▸ **Data excerpt**

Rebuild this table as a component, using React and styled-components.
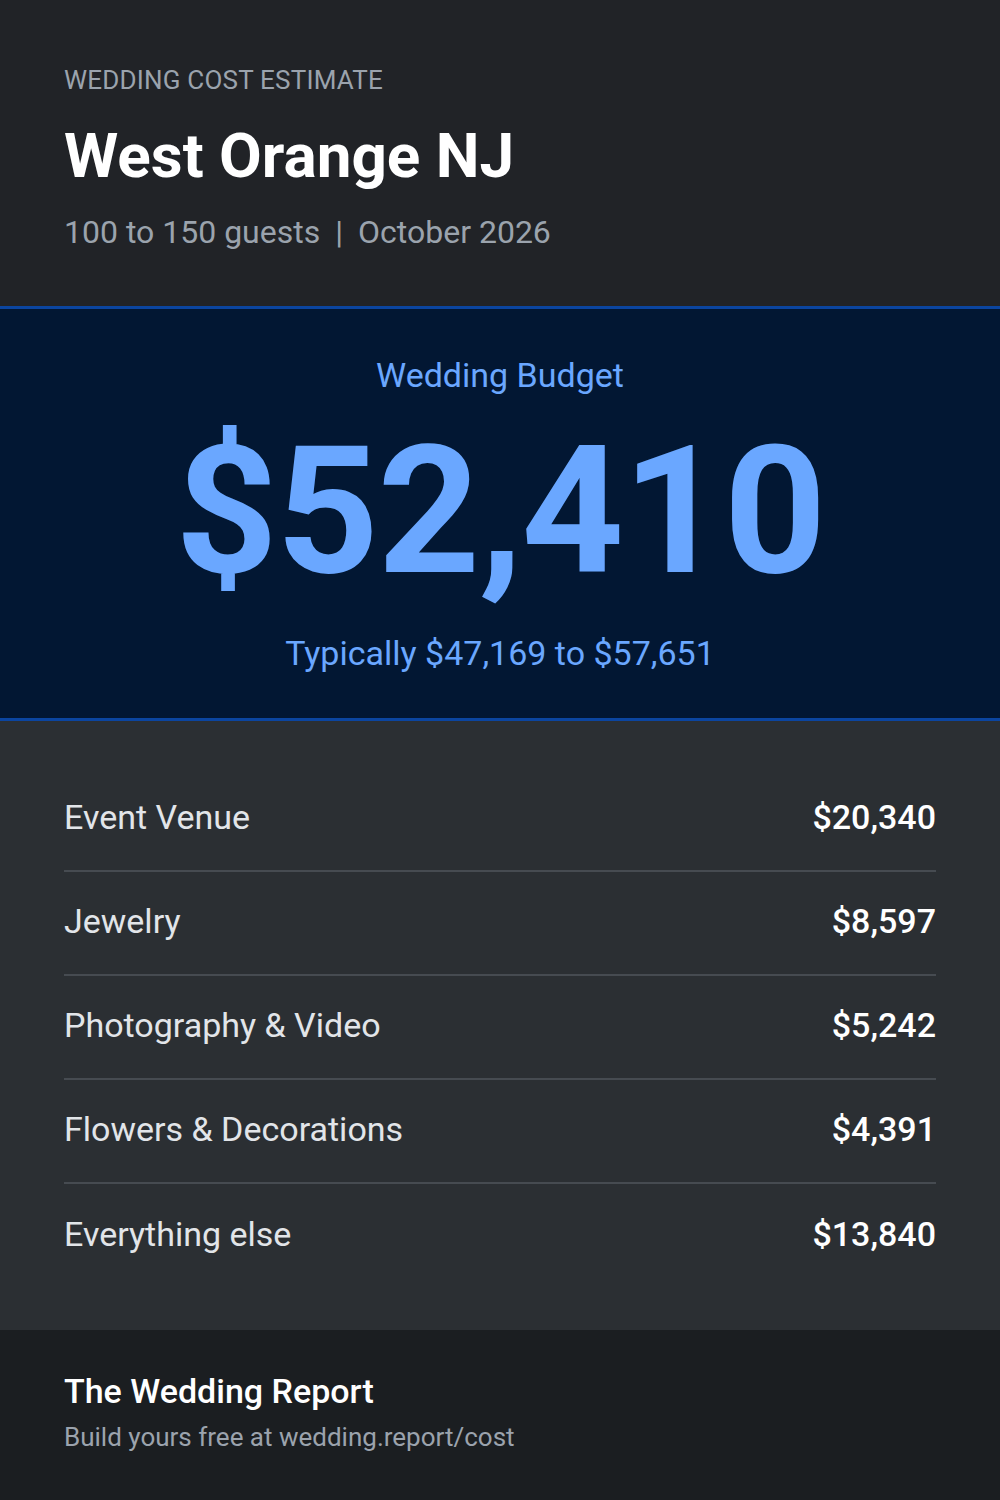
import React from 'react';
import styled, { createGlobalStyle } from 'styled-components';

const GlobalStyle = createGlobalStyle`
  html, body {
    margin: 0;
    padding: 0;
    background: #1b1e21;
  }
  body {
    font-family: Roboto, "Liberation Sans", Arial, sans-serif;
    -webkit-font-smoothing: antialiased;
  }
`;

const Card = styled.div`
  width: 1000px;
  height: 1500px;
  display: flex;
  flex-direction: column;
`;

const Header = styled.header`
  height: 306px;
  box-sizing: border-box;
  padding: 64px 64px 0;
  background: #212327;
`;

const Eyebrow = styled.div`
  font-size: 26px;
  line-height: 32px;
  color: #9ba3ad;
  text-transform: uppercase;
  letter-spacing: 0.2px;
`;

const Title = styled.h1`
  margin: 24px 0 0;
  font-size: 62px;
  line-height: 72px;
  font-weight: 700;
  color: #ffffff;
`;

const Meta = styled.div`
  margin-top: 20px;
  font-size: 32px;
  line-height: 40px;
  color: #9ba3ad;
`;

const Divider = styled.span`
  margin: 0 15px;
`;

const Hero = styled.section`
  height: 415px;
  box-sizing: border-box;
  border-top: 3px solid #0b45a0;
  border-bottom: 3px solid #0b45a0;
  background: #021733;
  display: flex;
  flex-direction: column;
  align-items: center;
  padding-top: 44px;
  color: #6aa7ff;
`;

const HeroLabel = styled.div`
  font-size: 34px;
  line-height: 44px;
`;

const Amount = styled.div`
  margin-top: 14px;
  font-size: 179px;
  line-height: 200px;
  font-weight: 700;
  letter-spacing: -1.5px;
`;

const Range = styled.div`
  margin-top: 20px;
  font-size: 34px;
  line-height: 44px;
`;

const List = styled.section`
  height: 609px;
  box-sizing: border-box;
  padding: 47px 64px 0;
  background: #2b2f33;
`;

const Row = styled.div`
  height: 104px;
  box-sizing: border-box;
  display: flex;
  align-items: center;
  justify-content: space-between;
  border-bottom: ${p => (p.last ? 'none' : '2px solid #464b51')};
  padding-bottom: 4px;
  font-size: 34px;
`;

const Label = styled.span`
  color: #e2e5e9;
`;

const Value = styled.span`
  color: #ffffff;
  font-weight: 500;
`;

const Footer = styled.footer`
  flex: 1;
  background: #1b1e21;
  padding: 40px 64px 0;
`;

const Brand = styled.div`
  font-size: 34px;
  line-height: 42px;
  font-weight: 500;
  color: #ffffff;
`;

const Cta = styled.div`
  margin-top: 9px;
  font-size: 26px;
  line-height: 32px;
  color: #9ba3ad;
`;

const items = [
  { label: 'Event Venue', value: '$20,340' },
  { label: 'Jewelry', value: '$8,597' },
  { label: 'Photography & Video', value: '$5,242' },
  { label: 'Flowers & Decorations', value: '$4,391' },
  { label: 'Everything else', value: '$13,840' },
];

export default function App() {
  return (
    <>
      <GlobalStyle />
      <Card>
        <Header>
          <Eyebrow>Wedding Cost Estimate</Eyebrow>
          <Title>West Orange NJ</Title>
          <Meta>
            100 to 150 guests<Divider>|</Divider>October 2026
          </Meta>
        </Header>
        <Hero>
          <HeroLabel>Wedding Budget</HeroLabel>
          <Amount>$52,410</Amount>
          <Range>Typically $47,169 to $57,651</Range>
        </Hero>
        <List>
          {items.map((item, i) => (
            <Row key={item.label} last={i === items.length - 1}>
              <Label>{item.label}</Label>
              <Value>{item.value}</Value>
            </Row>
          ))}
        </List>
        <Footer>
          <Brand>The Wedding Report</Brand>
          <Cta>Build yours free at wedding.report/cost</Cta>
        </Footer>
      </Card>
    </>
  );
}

▸ **What the exercise asks**
Identify every line where the string "components" appears.

▸ **Expected answer**
Rebuild this table as a component, using React and styled-components.
import styled, { createGlobalStyle } from 'styled-components';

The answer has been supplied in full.